Since our mind, our body, this world and every other conceivable thing depend upon our non-dual self-conscious being, and since they all appear and disappear, they are all mere imaginary appearances, and the sole reality that underlies and supports their appearance is only our own being or consciousness. In other words, the one substance that appears as everything is only our own essential consciousness, 'I am'.

Whereas every other thing is only relatively real, being a mere imagination, our own consciousness is the one and only absolute reality. In essence, therefore, everything is only our own consciousness. Hence our consciousness alone is real. Other than it, nothing truly exists. This is the final conclusion to which Sri Ramana leads us.

However, understanding theoretically that everything is only our own consciousness is not an end in itself. Sri Ramana leads us to this conclusion in order to convince us that the only means by which we can experience the absolute reality is to experience ourself as the infinite non-dual consciousness of being that we really are. In order to experience ourself thus, we must divert our attention away from all other things, and focus it wholly and exclusively upon ourself — that is, upon our own self-conscious being, which we always experience as 'I am'.

Our present knowledge of duality or otherness is what obstructs us from experiencing our own consciousness as the adjunct-free and absolutely non-dual self-consciousness that it truly ever is.
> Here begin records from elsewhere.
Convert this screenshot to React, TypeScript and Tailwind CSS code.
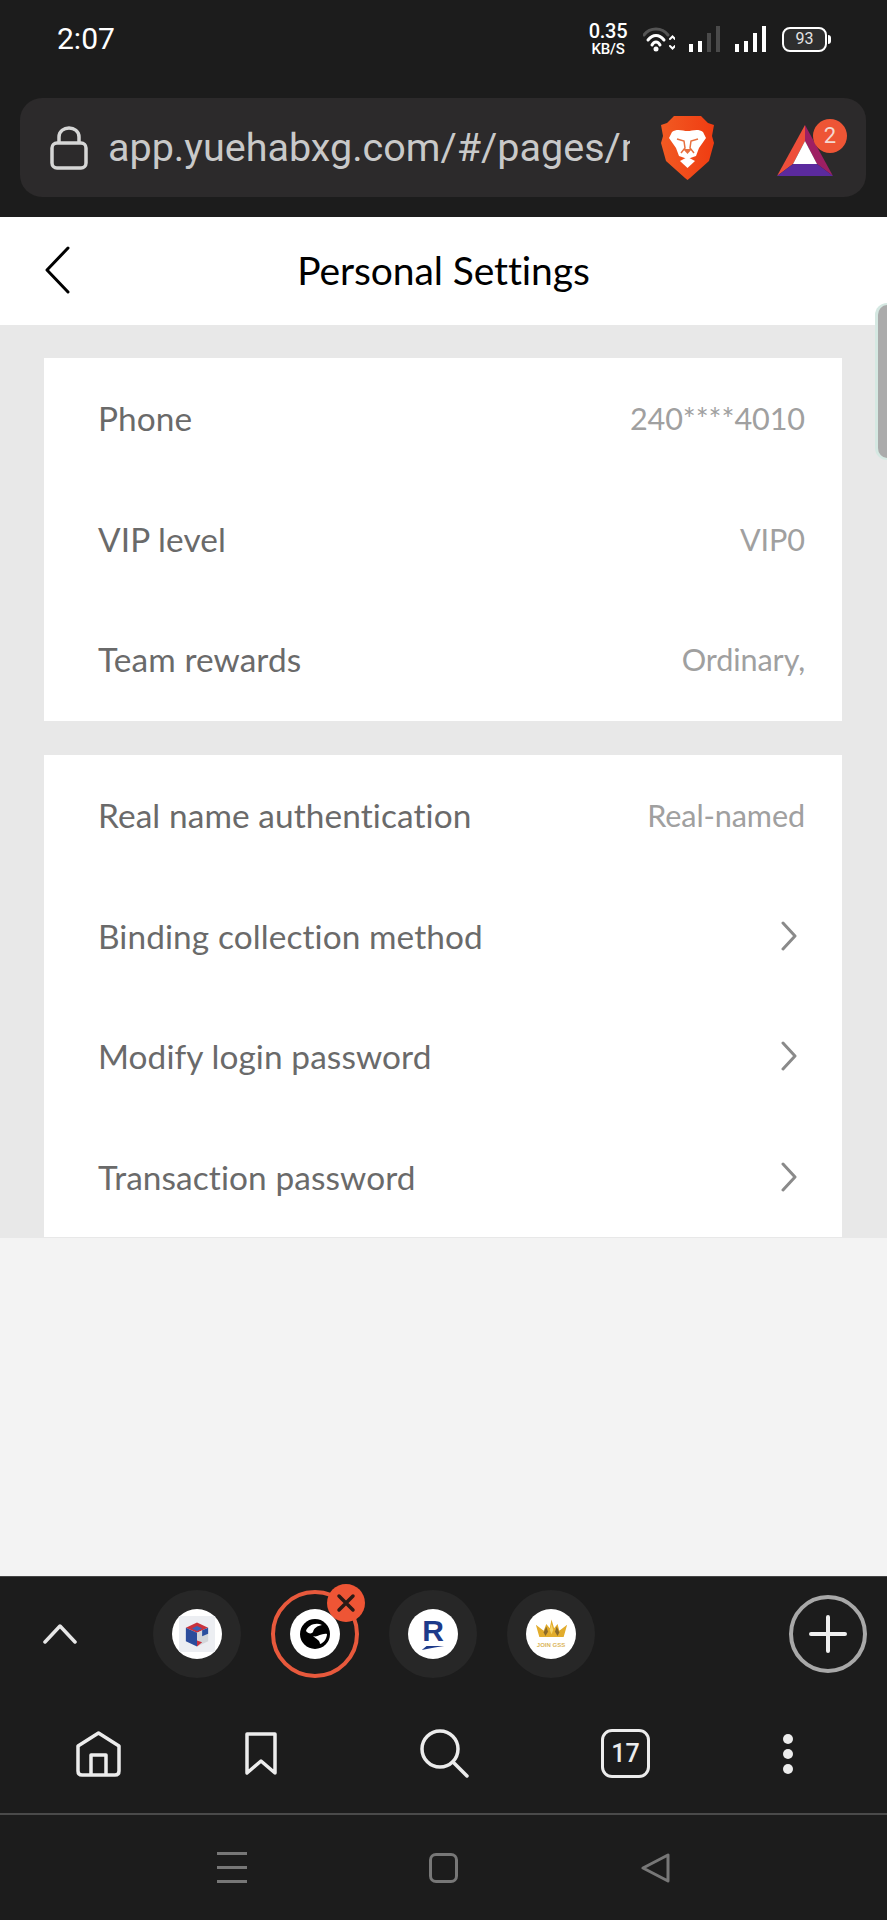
function Row({ label, value, arrow }: { label: string; value?: string; arrow?: boolean }) {
  return (
    <div className="flex h-[120.5px] items-center justify-between pl-[54px] pr-[37px]">
      <span className="text-[33.4px] tracking-[0.1px] text-[#6a6a6a]">{label}</span>
      {value && <span className="pt-[2px] text-[30.6px] tracking-[-0.1px] text-[#a0a0a0]">{value}</span>}
      {arrow && (
        <svg className="mr-[8px]" width="16" height="30" viewBox="0 0 16 30" fill="none" stroke="#8a8a8a" strokeWidth="3" strokeLinecap="round" strokeLinejoin="round">
          <path d="M2 2L14 15L2 28" />
        </svg>
      )}
    </div>
  );
}

function StatusIcons() {
  return (
    <div className="flex items-center">
      <div className="flex w-[42px] flex-col items-center font-['Roboto',sans-serif] font-medium leading-none text-white">
        <span className="h-[16px] text-[20px] leading-[16px] tracking-[-0.3px]">0.35</span>
        <span className="mt-[4px] h-[12px] text-[15px] leading-[12px] tracking-[-0.2px]">KB/S</span>
      </div>
      <svg className="ml-[14px]" width="32" height="26" viewBox="0 0 32 26" fill="none" strokeLinecap="round">
        <path d="M1 9C7 1 19 1 25 9" stroke="#555" strokeWidth="3" />
        <path d="M5 14C10 8 16 8 21 14" stroke="#fff" strokeWidth="3" />
        <path d="M9 19C11 15 15 15 17 19" stroke="#fff" strokeWidth="3" />
        <circle cx="13" cy="23" r="2.5" fill="#fff" />
        <path d="M27 13L29.5 10.5L32 13M27 20L29.5 22.5L32 20" stroke="#fff" strokeWidth="2" />
      </svg>
      <svg className="ml-[14px]" width="32" height="26" viewBox="0 0 32 26">
        <rect x="0" y="18" width="4" height="8" fill="#fff" />
        <rect x="9" y="15" width="4" height="11" fill="#fff" />
        <rect x="18" y="7" width="4" height="19" fill="#4a4a4a" />
        <rect x="27" y="0" width="4" height="26" fill="#4a4a4a" />
      </svg>
      <svg className="ml-[14px]" width="32" height="26" viewBox="0 0 32 26">
        <rect x="0" y="18" width="4" height="8" fill="#fff" />
        <rect x="9" y="15" width="4" height="11" fill="#fff" />
        <rect x="18" y="7" width="4" height="19" fill="#fff" />
        <rect x="27" y="0" width="4" height="26" fill="#fff" />
      </svg>
      <div className="ml-[15px] flex items-center">
        <div className="flex h-[25px] w-[45px] items-center justify-center rounded-[8px] border-2 border-white bg-[#2e2e2e] font-['Roboto',sans-serif] text-[16px] leading-none text-[#e4e4e4]">
          93
        </div>
        <div className="ml-[1px] h-[9px] w-[3px] rounded-r-sm bg-white" />
      </div>
    </div>
  );
}

function BraveLogo() {
  return (
    <svg width="55" height="65" viewBox="0 0 55 65">
      <defs>
        <linearGradient id="brave" x1="0" y1="0" x2="1" y2="0">
          <stop offset="0" stopColor="#f15a22" />
          <stop offset="1" stopColor="#f03c12" />
        </linearGradient>
      </defs>
      <path d="M14 1H41L48 8L54 10L52 21L54 28L49 46L30 63L27.5 65L25 63L6 46L1 28L3 21L1 10L7 8Z" fill="url(#brave)" />
      <path d="M12 17C17 13 23 16 27.5 16C32 16 38 13 43 17L46 23L39 33L36 41L27.5 44L19 41L16 33L9 23Z" fill="#fff" />
      <path d="M17 24L24 26L25 33L21 38M38 24L31 26L30 33L34 38" fill="none" stroke="#e8703f" strokeWidth="1.5" />
      <path d="M23 34H32L27.5 39Z" fill="#e8703f" />
      <path d="M20 46L27.5 42L35 46L27.5 53Z" fill="#fff" />
    </svg>
  );
}

function BatLogo() {
  return (
    <svg width="56" height="51" viewBox="0 0 56 51">
      <path d="M28 0L0 51L16 39L28 16Z" fill="#ee4e3a" />
      <path d="M28 0L56 51L40 39L28 16Z" fill="#9e1f63" />
      <path d="M0 51H56L40 39H16Z" fill="#5b2a9e" />
      <path d="M28 16L16 39H40Z" fill="#fff" />
    </svg>
  );
}

function CubeFavicon() {
  return (
    <div className="flex h-[36px] w-[36px] items-center justify-center bg-[#eceef2]">
      <svg width="24" height="27" viewBox="0 0 28 30">
        <path d="M14 1L27 7L14 13L1 7Z" fill="#c9323d" />
        <path d="M1 7L14 13V29L1 23Z" fill="#2b4c9c" />
        <path d="M27 7L14 13V29L27 23Z" fill="#d3d6da" />
        <path d="M8 8L14 5L20 8L14 11Z" fill="#3a62b8" />
        <path d="M20 10L27 7V14L20 17Z" fill="#2b4f9e" />
        <path d="M14 22L20 24L14 29Z" fill="#c9323d" />
      </svg>
    </div>
  );
}

function GlobeFavicon() {
  return (
    <svg width="32" height="32" viewBox="0 0 32 32">
      <circle cx="16" cy="16" r="15" fill="#000" />
      <path d="M7 13C9 7 17 4 23 7C18 8 15 10 14 14C13 16 9 16 7 13Z" fill="#fff" />
      <path d="M14 18C18 20 22 15 28 16C28 20 25 25 21 26C21 22 17 21 14 18Z" fill="#fff" />
    </svg>
  );
}

function RFavicon() {
  return (
    <div className="flex flex-col items-center">
      <span className="font-['Liberation_Sans',sans-serif] text-[30px] font-bold leading-[26px] text-[#1d3a8a]">R</span>
      <svg className="mt-[2px]" width="24" height="4" viewBox="0 0 28 5">
        <path d="M0 5L6 0H28L16 2Z" fill="#1d3a8a" />
      </svg>
    </div>
  );
}

function CrownFavicon() {
  return (
    <div className="flex flex-col items-center">
      <svg width="33" height="22" viewBox="0 0 38 24">
        <path d="M5 20L1 6L10 13L13 5L17 10L19 0L22 10L26 5L28 13L37 6L33 20Z" fill="#e2ac2c" />
        <path d="M17 12L19 5L21 12L19 17Z" fill="#f7d568" />
        <path d="M10 15L13 8L15 14L12 19Z" fill="#8a6a2a" />
        <path d="M28 15L25 8L23 14L26 19Z" fill="#8a6a2a" />
      </svg>
      <span className="font-['Liberation_Sans',sans-serif] text-[6px] font-bold leading-[8px] text-[#dcb65a]">JOIN GSS</span>
    </div>
  );
}

function TabBubble({ active, children }: { active?: boolean; children: React.ReactNode }) {
  return (
    <div
      className={
        active
          ? 'relative flex h-[88px] w-[88px] items-center justify-center rounded-full border-[4px] border-[#e8593c]'
          : 'relative flex h-[88px] w-[88px] items-center justify-center rounded-full bg-[#272727]'
      }
    >
      <div className="flex h-[50px] w-[50px] items-center justify-center overflow-hidden rounded-full bg-white">{children}</div>
      {active && (
        <div className="absolute -right-[10px] -top-[10px] flex h-[38px] w-[38px] items-center justify-center rounded-full bg-[#ee5535]">
          <svg width="20" height="20" viewBox="0 0 20 20" stroke="#2a1a16" strokeWidth="3.5" strokeLinecap="round">
            <path d="M3 3L17 17M17 3L3 17" />
          </svg>
        </div>
      )}
    </div>
  );
}

export default function App() {
  return (
    <div className="relative flex h-[1920px] w-[887px] flex-col overflow-hidden bg-[#1c1c1c] font-['Lato',sans-serif]">
      {/* Status bar + address bar */}
      <div className="h-[217px] shrink-0 px-[20px]">
        <div className="flex h-[78px] items-center justify-between pl-[37px]">
          <span className="font-['Roboto',sans-serif] text-[30px] leading-none text-white">2:07</span>
          <div className="mr-[36px]">
            <StatusIcons />
          </div>
        </div>
        <div className="mt-[20px] flex h-[99px] w-[846px] items-center rounded-[22px] bg-[#2c2a2b]">
          <svg className="ml-[30px] shrink-0" width="38" height="44" viewBox="0 0 38 44" fill="none" stroke="#d6d6d6" strokeWidth="3.5">
            <rect x="2" y="17" width="34" height="25" rx="5" />
            <path d="M9 17V11C9 -1 29 -1 29 11V17" />
          </svg>
          <div className="ml-[20px] w-[522px] overflow-hidden whitespace-nowrap font-['Roboto',sans-serif] text-[39.5px] leading-[50px] text-[#c9c9c9]">
            app.yuehabxg.com/#/pages/m
          </div>
          <div className="ml-[30px] shrink-0">
            <BraveLogo />
          </div>
          <div className="relative ml-[62px] mt-[6px] shrink-0">
            <BatLogo />
            <div className="absolute -right-[14px] -top-[6px] flex h-[34px] w-[34px] items-center justify-center rounded-full bg-[#ee5535] font-['Roboto',sans-serif] text-[22px] leading-none text-[#f5d8d0]">
              2
            </div>
          </div>
        </div>
      </div>

      {/* Page header */}
      <div className="relative flex h-[108px] shrink-0 items-center justify-center bg-white pb-[2px]">
        <svg className="absolute left-[44px] top-[29px]" width="26" height="48" viewBox="0 0 26 48" fill="none" stroke="#000" strokeWidth="3" strokeLinecap="round" strokeLinejoin="round">
          <path d="M24 2L3 24L24 46" />
        </svg>
        <span className="text-[39px] leading-none tracking-[-0.1px] text-black">Personal Settings</span>
      </div>

      {/* Settings cards */}
      <div className="h-[913px] shrink-0 overflow-hidden bg-[#e8e8e8] pl-[44px] pr-[45px] pt-[33px]">
        <div className="bg-white pb-[1.5px]">
          <Row label="Phone" value="240****4010" />
          <Row label="VIP level" value="VIP0" />
          <Row label="Team rewards" value="Ordinary," />
        </div>
        <div className="mt-[34px] bg-white">
          <Row label="Real name authentication" value="Real-named" />
          <Row label="Binding collection method" arrow />
          <Row label="Modify login password" arrow />
          <Row label="Transaction password" arrow />
        </div>
      </div>

      {/* Blank area under the page */}
      <div className="h-[338px] shrink-0 bg-[#f3f3f3]" />

      {/* Tab strip */}
      <div className="flex h-[118px] shrink-0 items-center border-t border-[#444] pb-[3px]">
        <svg className="ml-[43px]" width="34" height="20" viewBox="0 0 34 20" fill="none" stroke="#e6e6e6" strokeWidth="3.5" strokeLinecap="round" strokeLinejoin="round">
          <path d="M2 18L17 2L32 18" />
        </svg>
        <div className="ml-[76px] flex gap-[30px]">
          <TabBubble>
            <CubeFavicon />
          </TabBubble>
          <TabBubble active>
            <GlobeFavicon />
          </TabBubble>
          <TabBubble>
            <RFavicon />
          </TabBubble>
          <TabBubble>
            <CrownFavicon />
          </TabBubble>
        </div>
        <div className="ml-[194px] flex h-[78px] w-[78px] items-center justify-center rounded-full border-[4px] border-[#a8a8a8]">
          <svg width="40" height="40" viewBox="0 0 40 40" stroke="#f0f0f0" strokeWidth="4" strokeLinecap="round">
            <path d="M20 3V37M3 20H37" />
          </svg>
        </div>
      </div>

      {/* Browser toolbar */}
      <div className="flex h-[119px] shrink-0 items-center">
        <svg className="ml-[76px]" width="45" height="46" viewBox="0 0 45 46" fill="none" stroke="#ececec" strokeWidth="3.5" strokeLinejoin="round">
          <path d="M2 15L22.5 2L43 15V40C43 43 41 44 39 44H6C4 44 2 43 2 40Z" />
          <path d="M15 44V24H30V44" />
        </svg>
        <svg className="ml-[124px]" width="32" height="44" viewBox="0 0 32 44" fill="none" stroke="#ececec" strokeWidth="3.5" strokeLinejoin="round">
          <path d="M2 2H30V41L16 29L2 41Z" />
        </svg>
        <svg className="ml-[143px]" width="49" height="49" viewBox="0 0 49 49" fill="none" stroke="#ececec" strokeWidth="3.5" strokeLinecap="round">
          <circle cx="20" cy="20" r="18" />
          <path d="M33 33L47 47" />
        </svg>
        <div className="ml-[132px] flex h-[49px] w-[49px] items-center justify-center rounded-[11px] border-[3.5px] border-[#ececec] font-['Roboto',sans-serif] text-[25px] font-medium leading-none text-[#ececec]">
          17
        </div>
        <div className="ml-[133px] flex flex-col gap-[5px]">
          <div className="h-[10px] w-[10px] rounded-full bg-[#ececec]" />
          <div className="h-[10px] w-[10px] rounded-full bg-[#ececec]" />
          <div className="h-[10px] w-[10px] rounded-full bg-[#ececec]" />
        </div>
      </div>

      <div className="h-[2px] shrink-0 bg-[#4a4a4a]" />

      {/* System navigation */}
      <div className="flex flex-1 items-center">
        <div className="ml-[217px] flex w-[30px] flex-col gap-[11px]">
          <div className="h-[3px] bg-[#777]" />
          <div className="h-[3px] bg-[#777]" />
          <div className="h-[3px] bg-[#777]" />
        </div>
        <div className="ml-[182px] h-[30px] w-[29px] rounded-[7px] border-[3px] border-[#777]" />
        <svg className="ml-[183px]" width="29" height="30" viewBox="0 0 29 30" fill="none" stroke="#777" strokeWidth="3" strokeLinejoin="round">
          <path d="M27 2V28L2 15Z" />
        </svg>
      </div>

      {/* Floating side handle */}
      <div className="absolute right-0 top-[303px] h-[157px] w-[12px] rounded-l-[12px] border-y-2 border-l-[3px] border-[#d5e8e2] bg-[#ababab]" />
    </div>
  );
}
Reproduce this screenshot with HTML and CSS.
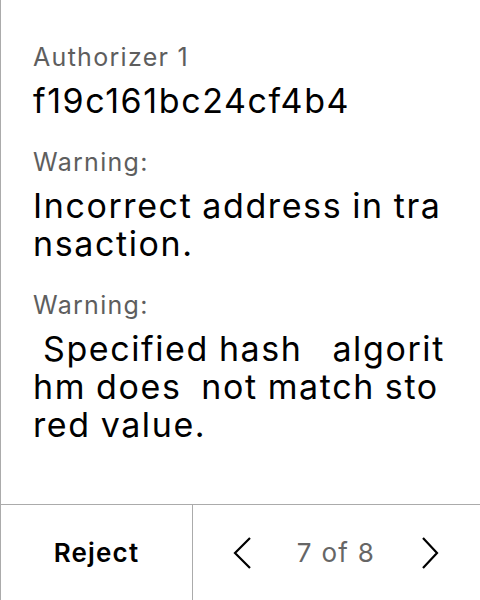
FILE: index.html
```html
<!DOCTYPE html>
<html>
<head>
<meta charset="utf-8">
<link rel="stylesheet" href="styles.css">
</head>
<body>
<div class="screen">
  <div class="content">
    <div class="field">
      <div class="label">Authorizer 1</div>
      <div class="value">f19c161bc24cf4b4</div>
    </div>
    <div class="field">
      <div class="label">Warning:</div>
      <div class="value"><span class="line">Incorrect address in tra</span><span class="line">nsaction.</span></div>
    </div>
    <div class="field">
      <div class="label">Warning:</div>
      <div class="value"><span class="line"> Specified hash   algorit</span><span class="line">hm does  not match sto</span><span class="line">red value.</span></div>
    </div>
  </div>
  <div class="footer">
    <div class="reject">Reject</div>
    <div class="pager">
      <svg class="chev" width="20" height="34" viewBox="0 0 20 34"><path d="M18 2 L3 17 L18 32" fill="none" stroke="#000" stroke-width="2.2"/></svg>
      <span class="count">7 of 8</span>
      <svg class="chev" width="20" height="34" viewBox="0 0 20 34"><path d="M3 2 L17 17 L3 32" fill="none" stroke="#000" stroke-width="2.2"/></svg>
    </div>
  </div>
</div>
</body>
</html>
```

FILE: styles.css
```css
html, body {
  margin: 0;
  padding: 0;
  background: #fff;
}
body {
  font-family: "Inter", "Noto Sans", sans-serif;
  color: #000;
}
.screen {
  width: 480px;
  height: 600px;
  box-sizing: border-box;
  border-left: 1px solid #ababab;
  display: flex;
  flex-direction: column;
}
.content {
  flex: 1;
  padding: 42px 0 0 32px;
  display: flex;
  flex-direction: column;
  gap: 27px;
}
.field {
  display: flex;
  flex-direction: column;
  gap: 10px;
}
.label {
  font-size: 25px;
  line-height: 30px;
  letter-spacing: 1.3px;
  color: #5e5e5e;
}
.value {
  font-size: 34px;
  line-height: 38px;
  letter-spacing: 1.6px;
  word-spacing: -1.2px;
  color: #000;
}
.line {
  display: block;
  white-space: pre;
}
.footer {
  height: 96px;
  border-top: 1px solid #ababab;
  display: flex;
  box-sizing: border-box;
}
.reject {
  width: 191px;
  border-right: 1px solid #ababab;
  display: flex;
  align-items: center;
  justify-content: center;
  font-size: 26px;
  font-weight: 600;
  letter-spacing: 1.2px;
}
.pager {
  flex: 1;
  display: flex;
  align-items: center;
  justify-content: space-between;
  padding: 0 40px 0 39px;
}
.count {
  font-size: 26px;
  letter-spacing: 1.3px;
  color: #666;
}
.chev {
  display: block;
}
```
Since our knowledge of duality arises only when we imagine ourself to be a body, we cannot experience ourself as the infinite, undivided, non-dual and absolute reality so long as we experience the seeming existence of any other thing.

In order to remove our imaginary knowledge of duality, we must cease to imagine ourself to be this or any other body, and in order to cease imagining ourself thus, we must know ourself as we really are. Our mind rises, imagining itself to be a body and thereby experiencing things that appear to be other than itself, only because of our self-ignorance, and hence it will be destroyed only by true self-knowledge.